Dosen Antropologi Sosial Universitas Andalas Sumatera Utara, Yevita Nurti, memaparkan asal muasal makna budaya makan orang Minangkabau. Ia mengatakan, budaya tersebut bukan sekadar makan.

"Dari nenek moyang kita makan itu adalah simbol kebersamaan, pengakuan hubungan satu sama lain," kata Yevita dihubungi Kompas.com, Rabu (8/9/2021).

Budaya makan beramai-ramai

 

Dalam setiap ritual budaya Minangkabau, makan jadi sesi penting dan utama. Tak heran apabila orang Minang akan berusaha menyuguhkan makanan terbaik untuk para tamu.

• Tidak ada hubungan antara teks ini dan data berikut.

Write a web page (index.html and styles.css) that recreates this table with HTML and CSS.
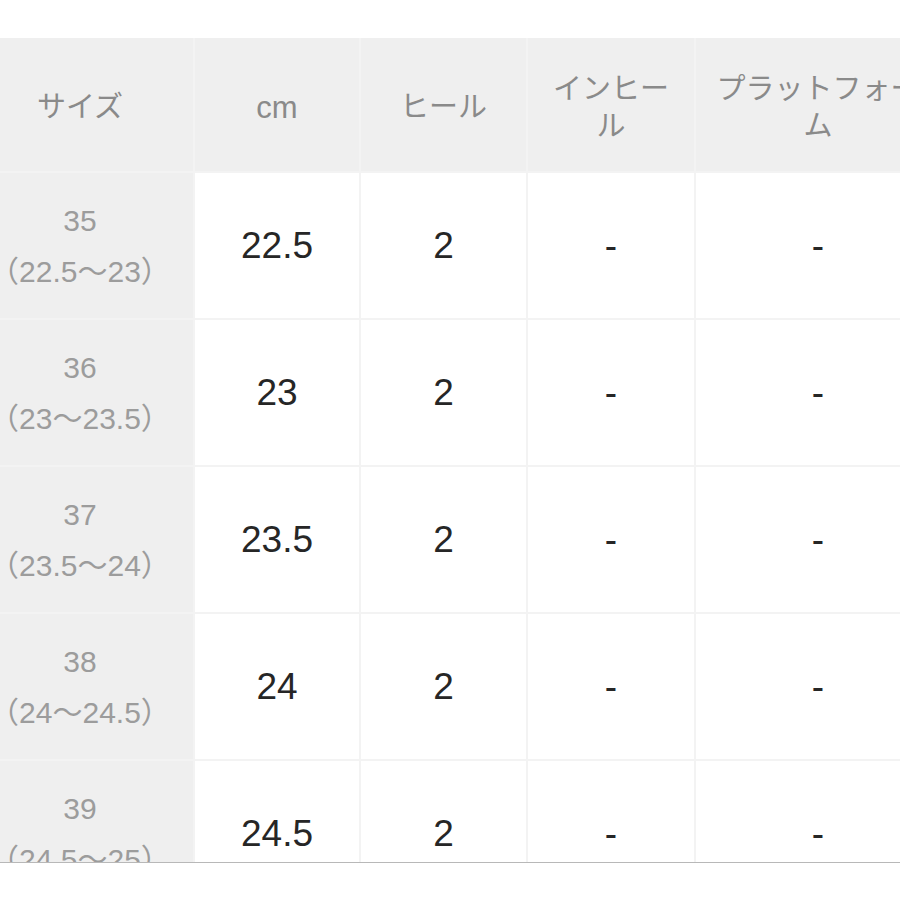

Budaya makan orang Minang ini tercermin dari sebutan 'perempuan sepuh di nagari' (desa) yang disebut 'induak bareh' atau secara harfiah ibu beras.

Namun bukan berarti orang Sumatera bisa digeneralisir sebagai orang yang berlebihan dalam bersantap makanan.

Yevita kurang setuju dengan netizen yang menyebutkan orang Sumatera--khususnya Minangkabau--harus makan banyak lauk dalam sekali makan.

"Konsep makan orang Minang itu lamak atau enak dari berbagai masakan khas, tetapi itu makan untuk beramai-ramai bukan untuk satu orang," jelas Yevita.

Kembali lagi ke budaya makan orang Minang; ini dilakukan sebagai bentuk kebersamaan dan berbagi.

Baca juga: Resep Ayam Pop Khas Minang, Lauk Sahur Bumbu Tidak Ribet

 

"Sebanyak-banyaknya makanan, seorang makan dua lauk sudah membuat kenyang," kata Yevita.

Dosen Antropologi Universitas Indonesia, Semiarto Aji Purwanto, menyatakan bahwa budaya makan erat kaitannya bagaimana seseorang memandang makanan dan selera makan.

Maka dari itu, gegar budaya makan saat harus berpindah atau merantau, dalam hal ini dari Sumatera ke Jawa, merupakan hal yang wajar.

Dsen yang akrab disapa Aji itu mengatakan, gegar budaya adalah normal dan sesuatu yang bisa diterima. Sebab, seseorang biasanya lebih nyaman di lingkungan budaya yang sama.

Budaya makan berbeda memang bisa menyebabkan kesulitan dalam skala kecil. Terutama jika fisik harus ikut beradaptasi.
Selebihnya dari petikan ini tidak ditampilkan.